Monday, May. 05, 1924
More Talk
The moves made in connection with the Dawes-McKenna reports (TIME, April 21) during the past week: P: The Reparations Commission received answers from the principal Allies to its letter urging speedy adoption of the reports. France declared that she should not accept the reports until they had been put into effect. Britain and Italy accepted unconditionally and professed their readiness to take any necessary measures. Belgium contended that the Reparations Commission should frame an official plan, based upon the reports, before the Allied Governments should be required to act. P: The Reparations Committee held a series of conferences, chief of which was one with J. P. Morgan, U. S. banker.

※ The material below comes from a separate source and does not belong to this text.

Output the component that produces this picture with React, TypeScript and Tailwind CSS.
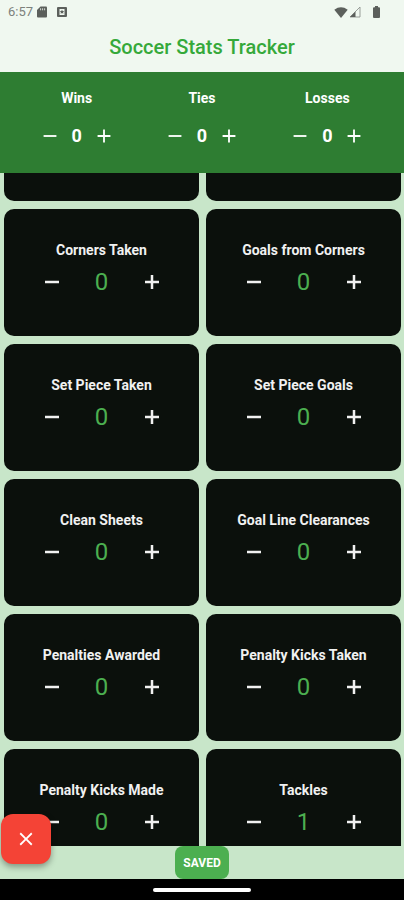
import { useState } from "react";

type Stat = { name: string; value: number };

const RECORD = ["Wins", "Ties", "Losses"];

const STATS: Stat[] = [
  { name: "Corners Taken", value: 0 },
  { name: "Goals from Corners", value: 0 },
  { name: "Set Piece Taken", value: 0 },
  { name: "Set Piece Goals", value: 0 },
  { name: "Clean Sheets", value: 0 },
  { name: "Goal Line Clearances", value: 0 },
  { name: "Penalties Awarded", value: 0 },
  { name: "Penalty Kicks Taken", value: 0 },
  { name: "Penalty Kicks Made", value: 0 },
  { name: "Tackles", value: 1 },
];

function Minus({ className }: { className: string }) {
  return (
    <svg viewBox="0 0 24 24" fill="none" stroke="currentColor" className={className} aria-hidden="true">
      <path d="M5 12h14" />
    </svg>
  );
}

function Plus({ className }: { className: string }) {
  return (
    <svg viewBox="0 0 24 24" fill="none" stroke="currentColor" className={className} aria-hidden="true">
      <path d="M5 12h14M12 5v14" />
    </svg>
  );
}

function StatusBar() {
  return (
    <div className="flex h-6 items-center justify-between pl-2 pr-6 text-[#5c605c]">
      <div className="flex items-center">
        <span className="w-7 text-[13px] leading-4 text-[#7c817c]">6:57</span>
        <svg viewBox="0 0 10 12" className="ml-px h-3 w-2.5" fill="currentColor" aria-hidden="true">
          <path d="M3.5 .5H9q1 0 1 1v9q0 1-1 1H1q-1 0-1-1V4z" />
          <path d="M3.6 2.3v2M5.6 2.3v2M7.6 2.3v2" stroke="#f0f8f0" strokeWidth=".8" />
        </svg>
        <svg viewBox="0 0 10 10" className="ml-2.5 size-2.5" aria-hidden="true">
          <path fill="currentColor" fillRule="evenodd" d="M1 0h8q1 0 1 1v8q0 1-1 1H1q-1 0-1-1V1q0-1 1-1zm1.500 2v6h5V2z" />
          <path fill="currentColor" d="M5 2.800l.7 1.300 1.500.2-1.100 1 .3 1.500L5 6.100l-1.400.7.3-1.500-1.100-1 1.500-.2z" />
        </svg>
      </div>
      <div className="flex items-center">
        <svg viewBox="0 0 14 11" className="h-[11px] w-3.5" fill="currentColor" aria-hidden="true">
          <path d="M7 11L.3 2.700Q7-2.200 13.700 2.700z" />
        </svg>
        <svg viewBox="0 0 12 12" className="ml-px size-3" aria-hidden="true">
          <path d="M11 1v10H1z" fill="none" stroke="#8f948f" strokeWidth=".9" />
          <path d="M6.500 5.500V11H1z" fill="#5c605c" />
        </svg>
        <svg viewBox="0 0 7 12" className="ml-3 h-3 w-[7px]" fill="currentColor" aria-hidden="true">
          <path d="M2 0h3v1.200h1q1 0 1 1V11q0 1-1 1H1q-1 0-1-1V2.200q0-1 1-1h1z" />
        </svg>
      </div>
    </div>
  );
}

function RecordCounter({ name }: { name: string }) {
  const [value, setValue] = useState(0);
  return (
    <div className="flex flex-col items-center text-white">
      <h2 className="text-sm leading-4 font-bold">{name}</h2>
      <div className="mt-[18px] flex items-center">
        <button type="button" aria-label={`Decrease ${name}`} onClick={() => setValue(Math.max(0, value - 1))}>
          <Minus className="size-[22px] stroke-2" />
        </button>
        <span className="w-8 text-center text-lg leading-6 font-bold">{value}</span>
        <button type="button" aria-label={`Increase ${name}`} onClick={() => setValue(value + 1)}>
          <Plus className="size-[22px] stroke-2" />
        </button>
      </div>
    </div>
  );
}

function StatCard({ stat }: { stat: Stat }) {
  const [value, setValue] = useState(stat.value);
  return (
    <article className="flex h-[127px] flex-col items-center rounded-[10px] bg-[#0b100c] pt-[33px] text-[#f1f1f1]">
      <h3 className="text-sm leading-4 font-bold">{stat.name}</h3>
      <div className="mt-2.5 flex items-center">
        <button type="button" aria-label={`Decrease ${stat.name}`} onClick={() => setValue(Math.max(0, value - 1))}>
          <Minus className="size-6 stroke-[2.5]" />
        </button>
        <span className="w-[76px] text-center text-2xl leading-7 text-[#4caf50]">{value}</span>
        <button type="button" aria-label={`Increase ${stat.name}`} onClick={() => setValue(value + 1)}>
          <Plus className="size-6 stroke-[2.5]" />
        </button>
      </div>
    </article>
  );
}

export default function App() {
  return (
    <div className="relative flex h-screen flex-col overflow-hidden bg-[#c8e6c9] font-['Roboto',sans-serif]">
      <header className="h-[72px] shrink-0 bg-[#f0f8f0]">
        <StatusBar />
        <h1 className="mt-[11px] text-center text-xl leading-6 font-medium text-[#35a93a]">Soccer Stats Tracker</h1>
      </header>

      <section className="grid h-[101px] shrink-0 grid-cols-3 bg-[#2e7d32] px-3.5 pt-[18px]">
        {RECORD.map((name) => (
          <RecordCounter key={name} name={name} />
        ))}
      </section>

      <main className="min-h-0 flex-1 overflow-hidden">
        <div className="grid grid-cols-2 gap-x-[7px] gap-y-2 pr-[3px] pl-1">
          <div className="h-7 rounded-b-[10px] bg-[#0b100c]" />
          <div className="h-7 rounded-b-[10px] bg-[#0b100c]" />
          {STATS.map((stat) => (
            <StatCard key={stat.name} stat={stat} />
          ))}
        </div>
      </main>

      <div className="flex h-[33px] shrink-0 justify-center">
        <button type="button" className="w-[54px] rounded-lg bg-[#4caf50] text-xs leading-4 font-bold text-white">
          SAVED
        </button>
      </div>

      <div className="flex h-[21px] shrink-0 items-center justify-center bg-black">
        <div className="h-1 w-[98px] rounded-full bg-white" />
      </div>

      <button
        type="button"
        aria-label="Close"
        className="absolute bottom-9 left-px flex size-[50px] items-center justify-center rounded-xl bg-[#f44336] text-white shadow-[0_3px_6px_rgba(0,0,0,0.35)]"
      >
        <svg viewBox="0 0 24 24" className="size-[22px]" fill="currentColor" aria-hidden="true">
          <path d="M19 6.410L17.590 5 12 10.590 6.410 5 5 6.410 10.590 12 5 17.590 6.410 19 12 13.410 17.590 19 19 17.590 13.410 12z" />
        </svg>
      </button>
    </div>
  );
}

On the proposal of Colonel James A. Logan, U. S. unofficial observer of the Reparations Commission, M. Barthou, President of the Commission, and Sir John Bradbury, British member of the Commission, were appointed a committee to discuss with financiers of various countries ways and means of floating the $200,000,000 loan to Germany, recommended by the Dawes Committee. Messrs. Barthou and Bradbury were, therefore, presumed to have discussed with Mr. Morgan, details of the loan. It was reported that the great American financier had promised that New York would take half the loan, but no official confirmation was issued and Mr. Morgan himself preserved an oyster-like silence.